Bastien et Loïs, vous êtes les deux derniers à être arrivés dans le groupe. Comment l’intégration s’est-elle passée pour vous ?

(rires)

Loïs : Pour moi, très bien. Je connaissais Étrange Garçon depuis un an ou deux…

Étrange Garçon : Depuis 2018, en fait.

Loïs : À l’époque où je suis entrée dans le groupe, ça devait faire trois ans… On s’est rencontrés en soirée, et un jour, il est arrivé et il a fait « Dis, tu voudrais pas être chanteuse ? » ; j’ai essayé, mais j’ai pas voulu…

Étrange Garçon : C’était avant l’arrivée de Lilas.

Loïs : Un an après, il est arrivé et il m’a dit « Ouais, tu veux pas jouer de la basse ? », du coup j’ai accepté…

Étrange Garçon : On voulait Manon dans ce groupe. C’est notre frangine, on l’aime trop !

Bastien : Pour moi, l’intégration s’est faite un peu plus directement, parce que je connaissais Petri des groupes précédents. C’est elle qui m’a fait découvrir le metal de manière générale… pas forcément le black. C’est au détour d’une conversation qu’Étrange Garçon est venu me voir en me disant « Tu sais jouer de la batterie un peu metal ? », parce que j’avais déjà l’expérience de Death in Kitty, un groupe un peu punk. Il m’a dit « T’es de chez nous ; rejoins Bovary ! », j’ai dit « Bah pourquoi pas, ça pourrait être une expérience assez sympathique… » Je me suis très vite identifié au groupe, j’ai très vite appris les compositions existantes et les gimmicks de composition d’un style comme le black ou le DSBM. Du coup, je pense que c’est pour ça que maintenant, on est à la fois un groupe très performant et une bande de potes, tout simplement, qui aimons jouer tous ensemble… quitte à faire des heures de route jusqu’à Paris !

Quels sont vos projets à l’heure actuelle ?

Étrange Garçon : Euh… ne pas mourir avant le second album ?
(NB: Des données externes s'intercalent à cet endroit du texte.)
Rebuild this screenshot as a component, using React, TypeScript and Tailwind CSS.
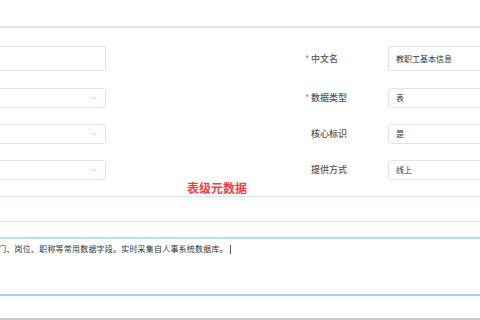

Loïs : Faire le plus de concerts possible, et kiffer faire de la musique.

Petri Ravn : Et dès qu’on aura digéré la sortie de Par amour du vide, on commencera à travailler sur le prochain.

Étrange Garçon : On rêve d’un split avec Happy Days, voilà, on lâche l’info ! […] On aime beaucoup Happy Days, on a découvert la personne qui est derrière, Scott, qui est un mec génial, un mec comme il n’y en a pas d’autre dans la scène… Je nous sens très proches, un des mecs les plus humbles qu’il y a dans la scène, et moi, je trouve que ce qu’il fait dans Happy Days, quelque part, a une vraie paternité avec ce qu’on fait dans Bovary. C’est un honneur d’avoir maintenant un membre en commun avec ce groupe-là (Petri Ravn, ndlr), et j’aimerais qu’à terme, l’un suive les traces de l’autre.

Merci à vous ! Vous avez quelques derniers mots ?

Bastien : Merci à toi !

Étrange Garçon : C’était une interview remarquable, merci Ségolène ! Très pertinent, on voit que tu as un vrai intérêt pour le groupe.

Petri Ravn : Merci beaucoup !

Étrange Garçon : Écoutez, Bovary, c’est une belle équipe qui s’est formée autour d’une musique qui n’était pas forcément évidente, avec des gens qui n’avaient pas forcément vocation à faire ça, et c’est très satisfaisant. Moi, si j’ai un truc à dire pour la fin, c’est que Bovary, je pense, a permis à pas mal de gens — moi y compris, mais aussi les trois autres membres — de devenir eux-mêmes… De mon point de vue, y a rien de plus satisfaisant que de devenir soi-même avec la musique.

Petri Ravn : C’est un beau mot de la fin.